東京駅から新幹線で3時間強。姫路市は兵庫県の南西部で瀬戸内海に面する、人口約53万人の城下町。製鉄や液晶などの臨海工業で栄え、国宝で世界遺産の姫路城が観光客を集める。駅弁は明治時代からの駅弁屋「まねき食品」が、アナゴや姫路城などの駅弁を販売。1888(明治21)年12月23日開業、兵庫県姫路市駅前町御殿前。
1949(昭和24)年10月に姫路駅のホーム上で誕生した、姫路の名物である「えきそば」が即席麺になった。透明なプラ容器に150グラムの麺、粉末スープ、天ぷら、ねぎ、七味唐辛子が入る。まずは麺を湯通しし、次に粉末スープを沸騰させ汁をつくり、最後に鉢の中に入れた麺と天ぷらと薬味の上から汁をかける。これであの味と香りが家庭で再現できる。この1人前の他に、2人前(560円)や乾麺タイプの箱入り3人前(1,080円)というパッケージもある模様。

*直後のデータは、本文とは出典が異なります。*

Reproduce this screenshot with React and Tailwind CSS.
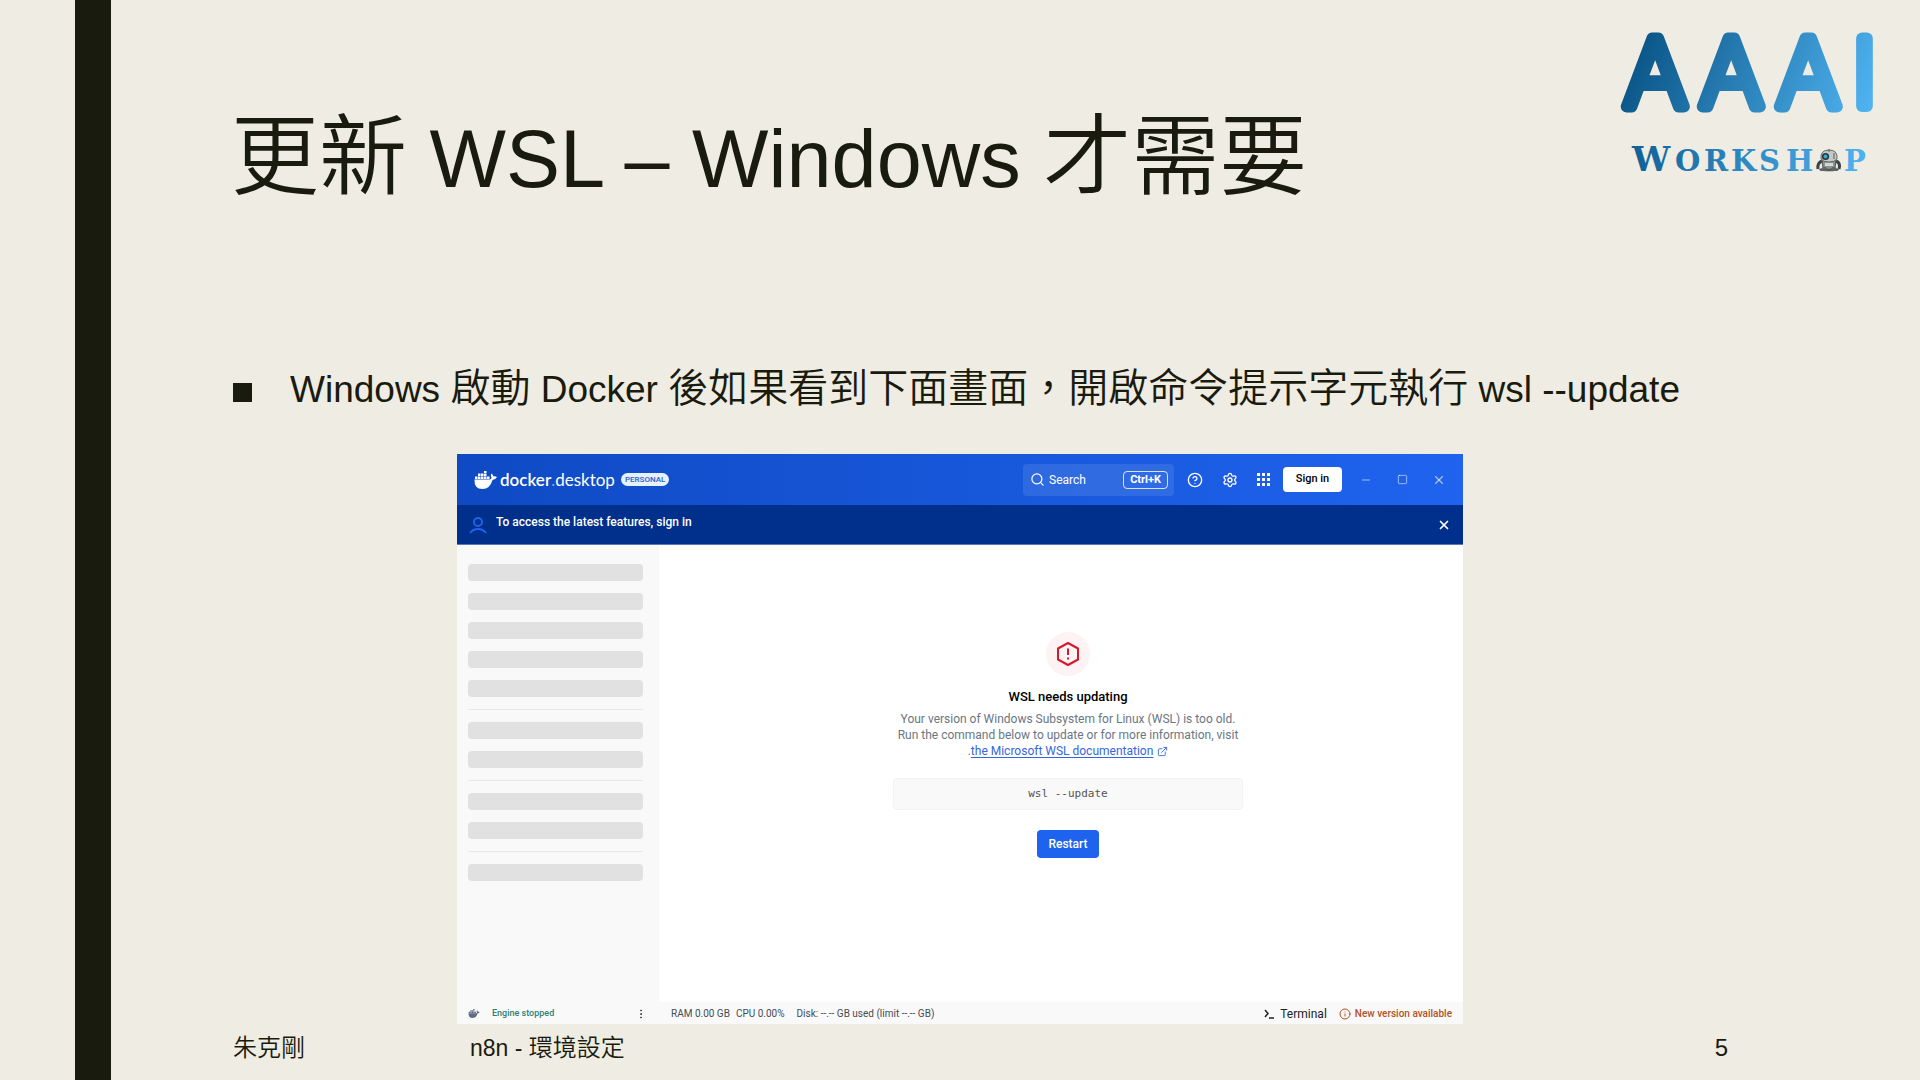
import { Search, CircleHelp, Settings, Minus, Square, X, EllipsisVertical, Info, ExternalLink } from "lucide-react";

const latinFont = "font-['Liberation_Sans','Noto_Sans_CJK_TC',sans-serif]";

function Whale({ className }) {
  return (
    <svg viewBox="0 0 46 36" className={className} fill="currentColor" aria-hidden="true">
      <path d="M1 17H31Q35 17 35 13Q32 8 35 5Q38 7 39 11Q43 10 46 12Q43 17 37 18Q32 36 17 36Q0 36 1 17Z" />
      <path d="M2 11H7V16H2ZM8 11H13V16H8ZM14 11H19V16H14ZM20 11H25V16H20ZM26 11H31V16H26ZM8 5H13V10H8ZM14 5H19V10H14ZM20 5H25V10H20ZM20 0H25V4H20Z" />
    </svg>
  );
}

function Robot() {
  return (
    <g transform="translate(200 138)">
      <ellipse cx="12" cy="20.5" rx="10" ry="1.8" fill="#55554f" />
      <path d="M5 12Q0 14 1 20M19 12Q24 14 22 20" stroke="#3c4245" strokeWidth="3" fill="none" />
      <path d="M5 11H19L18 19Q12 22 6 19Z" fill="#8b9290" stroke="#4b5254" strokeWidth="1" />
      <path d="M8 14H16V17H8Z" fill="#d5d8d2" />
      <path d="M4 10Q3 1 12 1Q21 1 20 10Q18 13 12 13Q6 13 4 10Z" fill="#c3c8c4" stroke="#646b6c" strokeWidth="1" />
      <path d="M12 0V3M17 4V10" stroke="#596164" />
      <circle cx="8.5" cy="7.5" r="3.6" fill="#24343d" />
      <circle cx="8.5" cy="7.5" r="2" fill="#3aa7d8" />
      <path d="M6 18L3 22H10L9 18ZM15 18L14 22H21L18 18Z" fill="#5e6666" />
    </g>
  );
}

function WorkshopLogo() {
  return (
    <svg width="260" height="170" viewBox="0 0 260 170" role="img" aria-label="AAAI Workshop" className="shrink-0 overflow-visible">
      <defs>
        <linearGradient id="brand" gradientUnits="userSpaceOnUse" x1="20" y1="40" x2="240" y2="130">
          <stop offset="0" stopColor="#0b5688" />
          <stop offset="1" stopColor="#4fb3f0" />
        </linearGradient>
        <linearGradient id="word" gradientUnits="userSpaceOnUse" x1="10" y1="0" x2="250" y2="0">
          <stop offset="0" stopColor="#0f5f95" />
          <stop offset="1" stopColor="#4fb3f0" />
        </linearGradient>
      </defs>
      <text x="7 83 160 234" y="95" fontSize="92" fill="url(#brand)" stroke="url(#brand)" strokeWidth="12" strokeLinejoin="round" className="font-['DejaVu_Sans',sans-serif] font-extralight">AAAI</text>
      <g fill="url(#word)" className="font-['DejaVu_Serif',serif] font-bold">
        <text x="15" y="160" fontSize="34">W</text>
        <text x="58 87 114 142 169" y="160" fontSize="29">ORKSH</text>
        <text x="227" y="160" fontSize="29">P</text>
      </g>
      <Robot />
    </svg>
  );
}

function AppsGrid() {
  return (
    <svg width="13" height="13" viewBox="0 0 13 13" fill="currentColor" aria-hidden="true">
      <path d="M0 0h3v3H0zM5 0h3v3H5zM10 0h3v3h-3zM0 5h3v3H0zM5 5h3v3H5zM10 5h3v3h-3zM0 10h3v3H0zM5 10h3v3H5zM10 10h3v3h-3z" />
    </svg>
  );
}

function TitleBar() {
  return (
    <div className="flex h-[51px] items-center bg-gradient-to-r from-[#0f4ac4] to-[#1f63ee] pr-[17px] pl-[17px] text-white">
      <Whale className="h-[18px] w-[23px]" />
      <div className="ml-[3px] flex font-['Lato',sans-serif] text-[17px] leading-6">
        <span className="font-semibold">docker</span>
        <span className="text-[#7fa8f5]">.</span>
        <span>desktop</span>
      </div>
      <span className="ml-[6px] rounded-full bg-[#e5f2fc] px-1 text-[8px] leading-[13px] font-medium text-[#2560c8]">PERSONAL</span>
      <label className="ml-auto flex h-8 w-[151px] items-center rounded-sm bg-white/10 pr-[6px] pl-[7px]">
        <Search size={15} strokeWidth={2} className="shrink-0" />
        <input aria-label="Search" placeholder="Search" className="ml-1 w-0 min-w-0 flex-1 bg-transparent text-[12px] text-white outline-none placeholder:text-white" />
        <kbd className="rounded-sm border border-white/80 px-[6px] font-['Roboto',sans-serif] text-[11px] leading-4 font-bold">Ctrl+K</kbd>
      </label>
      <button aria-label="Help" className="ml-[13px]"><CircleHelp size={16} /></button>
      <button aria-label="Settings" className="ml-[19px]"><Settings size={16} /></button>
      <button aria-label="Apps" className="ml-[19px]"><AppsGrid /></button>
      <button className="ml-[13px] h-[25px] w-[59px] rounded-sm bg-white text-[11px] font-medium text-black">Sign in</button>
      <button aria-label="Minimize" className="ml-[18px] text-white/60"><Minus size={12} strokeWidth={2} /></button>
      <button aria-label="Maximize" className="ml-[25px] text-white/60"><Square size={11} strokeWidth={2} /></button>
      <button aria-label="Close" className="ml-[24px] text-white/60"><X size={14} strokeWidth={2} /></button>
    </div>
  );
}

function Banner() {
  return (
    <div className="flex h-10 items-center border-b border-[#5c78b8] bg-[#002f8c] pr-[12px] pl-[12px] text-white">
      <svg width="18" height="18" viewBox="0 0 18 18" fill="none" stroke="#1d63ed" strokeWidth="2" aria-hidden="true">
        <circle cx="9" cy="6" r="4" />
        <path d="M1 17Q4 13 9 13T17 17" />
      </svg>
      <p className="mb-[6px] ml-[9px] text-[12px] leading-4 font-medium">To access the latest features, sign in</p>
      <button aria-label="Dismiss" className="ml-auto"><X size={14} strokeWidth={3} /></button>
    </div>
  );
}

const skeletonGroups = [5, 2, 2, 1];

function Sidebar() {
  return (
    <aside className="flex w-[202px] flex-col bg-[#f9f9f9]">
      <div className="flex flex-1 flex-col gap-3 pt-[19px] pr-4 pl-[11px]">
        {skeletonGroups.map((count, group) => (
          <div key={group} className="flex flex-col gap-3">
            {group > 0 && <hr className="border-[#e7e7e7]" />}
            {Array.from({ length: count }, (_, i) => (
              <div key={i} className="h-[17px] rounded-sm bg-[#e1e1e1]" />
            ))}
          </div>
        ))}
      </div>
      <div className="flex h-[22px] items-center pt-px pr-[12px] pl-[11px] text-[9px]">
        <Whale className="h-[9px] w-[12px] text-[#5d6b83]" />
        <span className="ml-[12px] font-medium text-[#2e7f74]">Engine stopped</span>
        <button aria-label="Engine menu" className="ml-auto text-[#333]"><EllipsisVertical size={12} strokeWidth={2} /></button>
      </div>
    </aside>
  );
}

function WslNotice() {
  return (
    <div className="flex flex-1 flex-col items-center bg-white pt-[87px] pl-[14px] text-center">
      <div className="flex size-11 items-center justify-center rounded-full bg-[#fdf3f5]">
        <svg width="24" height="24" viewBox="0 0 24 24" fill="none" stroke="#d7182a" strokeWidth="2" strokeLinejoin="round" aria-hidden="true">
          <path d="M12 1L22 6.5V17.500L12 23L2 17.500V6.500ZM12 6.500V13M12 15.500V17.500" />
        </svg>
      </div>
      <h2 className="mt-3 text-[13px] leading-[18px] font-medium text-black">WSL needs updating</h2>
      <p className="mt-[5px] text-[12px] leading-4 text-[#6b7684]">
        Your version of Windows Subsystem for Linux (WSL) is too old.
        <br />
        Run the command below to update or for more information, visit
        <br />
        .<a href="#wsl-docs" className="text-[#3565df] underline underline-offset-2">the Microsoft WSL documentation</a>
        <ExternalLink size={11} className="ml-1 inline text-[#3565df]" aria-hidden="true" />
      </p>
      <code className="mt-[19px] block w-[350px] rounded-sm border border-[#f3f3f3] bg-[#f9f9f9] font-['DejaVu_Sans_Mono',monospace] text-[11px] leading-[30px] text-[#555]">wsl --update</code>
      <button className="mt-5 h-7 w-[62px] rounded-sm bg-[#1d63ed] text-[12px] font-medium text-white">Restart</button>
    </div>
  );
}

function StatusBar() {
  return (
    <div className="flex h-[22px] items-center bg-[#f9f9f9] pt-px pr-[11px] pl-3 text-[10px] text-[#444c55]">
      <span>RAM 0.00 GB</span>
      <span className="ml-[6px]">CPU 0.00%</span>
      <span className="ml-3">Disk: --.-- GB used (limit --.-- GB)</span>
      <button className="ml-auto flex items-center gap-[6px] text-[12px] text-[#222]">
        <svg width="10" height="10" viewBox="0 0 10 10" fill="none" stroke="currentColor" strokeWidth="1.500" aria-hidden="true">
          <path d="M1 1L4 4.500L1 8M5 9H10" />
        </svg>
        Terminal
      </button>
      <button className="ml-3 flex items-center gap-1 font-medium text-[#b3521f]">
        <Info size={12} />
        New version available
      </button>
    </div>
  );
}

function DockerWindow() {
  return (
    <section aria-label="Docker Desktop" className="mr-[457px] ml-[346px] flex flex-1 flex-col bg-white font-['Roboto',sans-serif]">
      <TitleBar />
      <Banner />
      <div className="flex flex-1">
        <Sidebar />
        <div className="flex flex-1 flex-col">
          <WslNotice />
          <StatusBar />
        </div>
      </div>
    </section>
  );
}

export default function App() {
  return (
    <div className={`flex min-h-screen bg-[#efece3] text-[#191b0e] ${latinFont}`}>
      <div className="ml-[75px] w-9 shrink-0 bg-[#191b0e]" />
      <main className="flex flex-1 flex-col">
        <header className="flex items-start justify-between pt-[11px] pr-[43px] pl-[120px]">
          <h1 className="mt-[86px] text-[88px] leading-[120px] font-[350]">
            更新<span className="text-[81px]"> WSL – Windows </span>才需要
          </h1>
          <WorkshopLogo />
        </header>
        <ul className="mt-[142px] mb-[37px] pl-[122px]">
          <li className="flex items-center text-[40px] leading-[55px] font-[350]">
            <span className="mt-[6px] mr-[38px] size-[19px] bg-[#191b0e]" />
            <p>
              <span className="text-[37px]">Windows </span>啟動<span className="text-[37px]"> Docker </span>
              後如果看到下面畫面，開啟命令提示字元執行<span className="text-[37px]"> wsl --update</span>
            </p>
          </li>
        </ul>
        <DockerWindow />
        <footer className="flex h-14 items-start pt-[6px] pr-[192px] pl-[122px] text-[24px] leading-9 font-[350]">
          <span className="w-[237px]">朱克剛</span>
          <span><span className="text-[23px]">n8n - </span>環境設定</span>
          <span className="ml-auto">5</span>
        </footer>
      </main>
    </div>
  );
}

姫路では「えきそば」は、駅の立ち食いそば全般を指すのではなく、ここのこれの固有名詞である。この存在がどれだけすごいか、21世紀に国庫補助の公共事業で高架化された駅のホームに、給排水設備を設けてまで、しかも山陽本線の上りホームと下りホームの2箇所も、立ち食いそば屋が設けられたことが示す。和風だし汁のラーメンという奇抜な組合せはきっと、一度目は駄目でも二度目からはくせになるはず。
姫路駅名物の「えきそば」の、乾麺タイプのお土産品。先に商品化された上の生麺タイプよりも長期保存が可能で、その期間はおそらく半年間か。えきそばや調理員や店舗の写真を載せる分厚いボール紙の箱に、乾麺と乾燥スープと天ぷらと唐辛子が、それぞれ3つずつ入っている。底面の調理方法どおり作れば、いつでも姫路駅のえきそばが食べられるかといえば、生麺タイプと異なり、ちょっと違う風味かとは思った。価格は2014年の購入時で1,050円、同年4月の消費税率改定により1,080円。
2021(令和3)年2月22日に近畿地区で「きつね」と「天ぷら」を税別各193円で発売。姫路駅の名物である「まねきのえきそば」が、日清食品のカップ麺になった。ふたにもちゃんと「姫路駅名物」「まねきの」と書いてあり、その裏面ではえきそばと店舗を紹介する。全国で親しまれる1976年生まれの即席カップうどん・そば「どん兵衛」と同じ構造のどんぶり型プラ容器に、えきそばの乾麺と乾燥厚揚げと、粉末スープと一味唐辛子の袋を封入。袋を取り出し、熱湯380ml4分で出来上がり。
現地の現物や上記の土産物と、違う感じで普通のカップラーメンのような麺と、同じ感じの味のスープが、輸送できてお湯があれば全世界で味わえる。過去に各地で出た同じようなカップ麺と違い、駅弁屋でなく日本全国で売られる商品を持つ食品会社大手の製品であるため、お店になくても近畿地方でなくても、一般的なネット通販で容易に買える強みがある。姫路駅ではコンビニに加えて、駅弁売店でもこれが買えた。日清食品のプレスリリースによると、2021年8月2日にも新発売、2022年8月1日にも税別各214円で、2024年2月26日と2024年7月29日にも税別各236円で新発売。
2021(令和3)年2月22日に近畿地区で「きつね」と「天ぷら」を税別各193円で発売。商品名と中身のうち乾燥厚揚げを乾燥天ぷらに置き換えた以外は、上記の「まねきのえきそばきつね」と同じ。厚揚げも天ぷらも、日清食品の他のカップ麺で食べたような気がする。特注や限定でないから、普通のカップ麺と同じような値段で買えるのだとも思う。何度もの新発売のリリースも、「きつね」と共にある。